THE REQUEST
Word for word, give the material below again, minus any images.

[Begin GIVEN DATA]

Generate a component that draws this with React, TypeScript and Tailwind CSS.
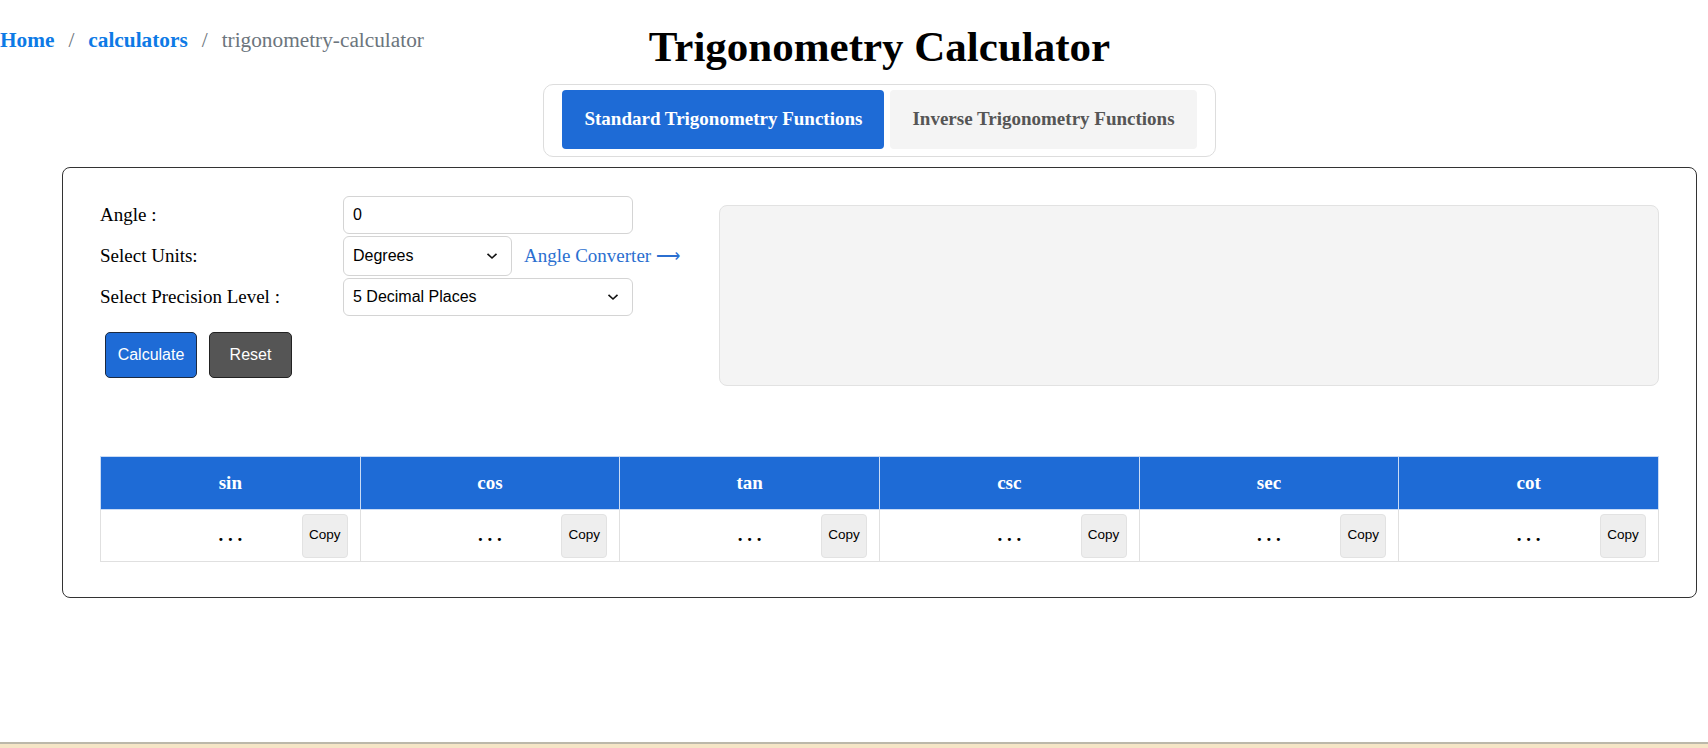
import { useState } from 'react';

const FUNCS = ['sin', 'cos', 'tan', 'csc', 'sec', 'cot'];

const serif = "font-['Liberation_Serif','Times_New_Roman',serif]";
const sans = "font-['Liberation_Sans',Arial,sans-serif]";

function Chevron() {
  return (
    <svg
      width="12"
      height="8"
      viewBox="0 0 12 8"
      className="pointer-events-none absolute top-1/2 right-[14px] -translate-y-1/2"
    >
      <path d="M1.5 1.8 L6 6 L10.5 1.8" fill="none" stroke="#111111" strokeWidth="1.6" />
    </svg>
  );
}

export default function App() {
  const [tab, setTab] = useState<'standard' | 'inverse'>('standard');
  const [angle, setAngle] = useState('0');

  return (
    <div className="bg-white text-black">
      <div className="min-h-[742px]">
        <div className="grid">
          <nav className={`col-start-1 row-start-1 pt-[28px] text-[21.3px] leading-[24px] ${serif}`}>
            <a href="#" className="font-bold text-[#0d7ae6]">Home</a>
            <span className="mx-[14px] text-[#6c757d]">/</span>
            <a href="#" className="font-bold text-[#0d7ae6]">calculators</a>
            <span className="mx-[14px] text-[#6c757d]">/</span>
            <span className="text-[#6c757d]">trigonometry-calculator</span>
          </nav>

          <div className="col-start-1 row-start-1 ml-[62px] mr-[11px] pt-[21px] flex flex-col items-center">
            <h1 className={`text-[43px] leading-[52px] font-bold ${serif}`}>Trigonometry Calculator</h1>
            <div className="mt-[11px] flex gap-[6px] rounded-[10px] border border-[#dddddd] px-[18px] pt-[5px] pb-[7px]">
              <button
                onClick={() => setTab('standard')}
                className={`h-[59px] rounded-[4px] px-[22px] text-[19px] font-bold ${serif} ${
                  tab === 'standard' ? 'bg-[#1e6bd6] text-white' : 'bg-[#f4f4f4] text-[#555555]'
                }`}
              >
                Standard Trigonometry Functions
              </button>
              <button
                onClick={() => setTab('inverse')}
                className={`h-[59px] rounded-[4px] px-[22px] text-[19px] font-bold ${serif} ${
                  tab === 'inverse' ? 'bg-[#1e6bd6] text-white' : 'bg-[#f4f4f4] text-[#555555]'
                }`}
              >
                Inverse Trigonometry Functions
              </button>
            </div>
          </div>
        </div>

        <div className="ml-[62px] mr-[11px] mt-[10px] rounded-[8px] border border-[#333333] px-[37px] pt-[28px] pb-[35px]">
          <div className="flex items-start">
            <div className={`w-[619px] shrink-0 text-[19px] ${serif}`}>
              <div className="flex h-[38px] items-center">
                <label className="w-[243px]">Angle :</label>
                <input
                  value={angle}
                  onChange={(e) => setAngle(e.target.value)}
                  className={`h-[38px] w-[290px] rounded-[6px] border border-[#d4d4d4] px-[9px] text-[16px] outline-none ${sans}`}
                />
              </div>
              <div className="mt-[2px] flex h-[40px] items-center">
                <label className="w-[243px]">Select Units:</label>
                <div className="relative">
                  <select
                    defaultValue="deg"
                    className={`h-[40px] w-[169px] appearance-none rounded-[6px] border border-[#d4d4d4] bg-white pl-[9px] pr-[30px] text-[16px] ${sans}`}
                  >
                    <option value="deg">Degrees</option>
                    <option value="rad">Radians</option>
                  </select>
                  <Chevron />
                </div>
                <a href="#" className="ml-[12px] text-[#2b6fd0]">
                  Angle Converter <span className="font-['DejaVu_Sans',sans-serif] text-[17px] font-light">⟶</span>
                </a>
              </div>
              <div className="mt-[2px] flex h-[38px] items-center">
                <label className="w-[243px]">Select Precision Level :</label>
                <div className="relative">
                  <select
                    defaultValue="5"
                    className={`h-[38px] w-[290px] appearance-none rounded-[6px] border border-[#d4d4d4] bg-white pl-[9px] pr-[30px] text-[16px] ${sans}`}
                  >
                    <option value="2">2 Decimal Places</option>
                    <option value="5">5 Decimal Places</option>
                    <option value="10">10 Decimal Places</option>
                  </select>
                  <Chevron />
                </div>
              </div>
              <div className={`mt-[16px] ml-[5px] flex gap-[12px] text-[16px] ${sans}`}>
                <button className="h-[46px] w-[92px] rounded-[5px] border border-[#1c2a40] bg-[#1e6bd6] text-white">
                  Calculate
                </button>
                <button
                  onClick={() => setAngle('0')}
                  className="h-[46px] w-[83px] rounded-[5px] border border-[#222222] bg-[#555555] text-white"
                >
                  Reset
                </button>
              </div>
            </div>
            <div className="mt-[9px] h-[181px] flex-1 rounded-[8px] border border-[#e2e2e2] bg-[#f4f4f4]" />
          </div>

          <table className="mt-[70px] w-full table-fixed border-collapse border border-[#dddddd]">
            <thead>
              <tr>
                {FUNCS.map((f) => (
                  <th
                    key={f}
                    className={`h-[53px] border border-[#c9dbf5] bg-[#1e6bd6] text-[19px] font-bold text-white ${serif}`}
                  >
                    {f}
                  </th>
                ))}
              </tr>
            </thead>
            <tbody>
              <tr>
                {FUNCS.map((f) => (
                  <td key={f} className="h-[52px] border border-[#e0e0e0] p-0">
                    <div className="grid grid-cols-[1fr_auto_1fr] items-center">
                      <span />
                      <span className={`text-[19px] font-bold ${serif}`}>. . .</span>
                      <button
                        className={`mr-[12px] h-[44px] w-[46px] justify-self-end rounded-[4px] border border-[#e2e2e2] bg-[#eeeeee] text-[13.5px] ${sans}`}
                      >
                        Copy
                      </button>
                    </div>
                  </td>
                ))}
              </tr>
            </tbody>
          </table>
        </div>
      </div>
      <footer className="h-[60px] border-t-2 border-[#bcb8aa] bg-[#f5e5c6]" />
    </div>
  );
}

[End GIVEN DATA]

OUTPUT
Generate a component that draws this with React, TypeScript and Tailwind CSS.
import { useState } from 'react';

const FUNCS = ['sin', 'cos', 'tan', 'csc', 'sec', 'cot'];

const serif = "font-['Liberation_Serif','Times_New_Roman',serif]";
const sans = "font-['Liberation_Sans',Arial,sans-serif]";

function Chevron() {
  return (
    <svg
      width="12"
      height="8"
      viewBox="0 0 12 8"
      className="pointer-events-none absolute top-1/2 right-[14px] -translate-y-1/2"
    >
      <path d="M1.5 1.8 L6 6 L10.5 1.8" fill="none" stroke="#111111" strokeWidth="1.6" />
    </svg>
  );
}

export default function App() {
  const [tab, setTab] = useState<'standard' | 'inverse'>('standard');
  const [angle, setAngle] = useState('0');

  return (
    <div className="bg-white text-black">
      <div className="min-h-[742px]">
        <div className="grid">
          <nav className={`col-start-1 row-start-1 pt-[28px] text-[21.3px] leading-[24px] ${serif}`}>
            <a href="#" className="font-bold text-[#0d7ae6]">Home</a>
            <span className="mx-[14px] text-[#6c757d]">/</span>
            <a href="#" className="font-bold text-[#0d7ae6]">calculators</a>
            <span className="mx-[14px] text-[#6c757d]">/</span>
            <span className="text-[#6c757d]">trigonometry-calculator</span>
          </nav>

          <div className="col-start-1 row-start-1 ml-[62px] mr-[11px] pt-[21px] flex flex-col items-center">
            <h1 className={`text-[43px] leading-[52px] font-bold ${serif}`}>Trigonometry Calculator</h1>
            <div className="mt-[11px] flex gap-[6px] rounded-[10px] border border-[#dddddd] px-[18px] pt-[5px] pb-[7px]">
              <button
                onClick={() => setTab('standard')}
                className={`h-[59px] rounded-[4px] px-[22px] text-[19px] font-bold ${serif} ${
                  tab === 'standard' ? 'bg-[#1e6bd6] text-white' : 'bg-[#f4f4f4] text-[#555555]'
                }`}
              >
                Standard Trigonometry Functions
              </button>
              <button
                onClick={() => setTab('inverse')}
                className={`h-[59px] rounded-[4px] px-[22px] text-[19px] font-bold ${serif} ${
                  tab === 'inverse' ? 'bg-[#1e6bd6] text-white' : 'bg-[#f4f4f4] text-[#555555]'
                }`}
              >
                Inverse Trigonometry Functions
              </button>
            </div>
          </div>
        </div>

        <div className="ml-[62px] mr-[11px] mt-[10px] rounded-[8px] border border-[#333333] px-[37px] pt-[28px] pb-[35px]">
          <div className="flex items-start">
            <div className={`w-[619px] shrink-0 text-[19px] ${serif}`}>
              <div className="flex h-[38px] items-center">
                <label className="w-[243px]">Angle :</label>
                <input
                  value={angle}
                  onChange={(e) => setAngle(e.target.value)}
                  className={`h-[38px] w-[290px] rounded-[6px] border border-[#d4d4d4] px-[9px] text-[16px] outline-none ${sans}`}
                />
              </div>
              <div className="mt-[2px] flex h-[40px] items-center">
                <label className="w-[243px]">Select Units:</label>
                <div className="relative">
                  <select
                    defaultValue="deg"
                    className={`h-[40px] w-[169px] appearance-none rounded-[6px] border border-[#d4d4d4] bg-white pl-[9px] pr-[30px] text-[16px] ${sans}`}
                  >
                    <option value="deg">Degrees</option>
                    <option value="rad">Radians</option>
                  </select>
                  <Chevron />
                </div>
                <a href="#" className="ml-[12px] text-[#2b6fd0]">
                  Angle Converter <span className="font-['DejaVu_Sans',sans-serif] text-[17px] font-light">⟶</span>
                </a>
              </div>
              <div className="mt-[2px] flex h-[38px] items-center">
                <label className="w-[243px]">Select Precision Level :</label>
                <div className="relative">
                  <select
                    defaultValue="5"
                    className={`h-[38px] w-[290px] appearance-none rounded-[6px] border border-[#d4d4d4] bg-white pl-[9px] pr-[30px] text-[16px] ${sans}`}
                  >
                    <option value="2">2 Decimal Places</option>
                    <option value="5">5 Decimal Places</option>
                    <option value="10">10 Decimal Places</option>
                  </select>
                  <Chevron />
                </div>
              </div>
              <div className={`mt-[16px] ml-[5px] flex gap-[12px] text-[16px] ${sans}`}>
                <button className="h-[46px] w-[92px] rounded-[5px] border border-[#1c2a40] bg-[#1e6bd6] text-white">
                  Calculate
                </button>
                <button
                  onClick={() => setAngle('0')}
                  className="h-[46px] w-[83px] rounded-[5px] border border-[#222222] bg-[#555555] text-white"
                >
                  Reset
                </button>
              </div>
            </div>
            <div className="mt-[9px] h-[181px] flex-1 rounded-[8px] border border-[#e2e2e2] bg-[#f4f4f4]" />
          </div>

          <table className="mt-[70px] w-full table-fixed border-collapse border border-[#dddddd]">
            <thead>
              <tr>
                {FUNCS.map((f) => (
                  <th
                    key={f}
                    className={`h-[53px] border border-[#c9dbf5] bg-[#1e6bd6] text-[19px] font-bold text-white ${serif}`}
                  >
                    {f}
                  </th>
                ))}
              </tr>
            </thead>
            <tbody>
              <tr>
                {FUNCS.map((f) => (
                  <td key={f} className="h-[52px] border border-[#e0e0e0] p-0">
                    <div className="grid grid-cols-[1fr_auto_1fr] items-center">
                      <span />
                      <span className={`text-[19px] font-bold ${serif}`}>. . .</span>
                      <button
                        className={`mr-[12px] h-[44px] w-[46px] justify-self-end rounded-[4px] border border-[#e2e2e2] bg-[#eeeeee] text-[13.5px] ${sans}`}
                      >
                        Copy
                      </button>
                    </div>
                  </td>
                ))}
              </tr>
            </tbody>
          </table>
        </div>
      </div>
      <footer className="h-[60px] border-t-2 border-[#bcb8aa] bg-[#f5e5c6]" />
    </div>
  );
}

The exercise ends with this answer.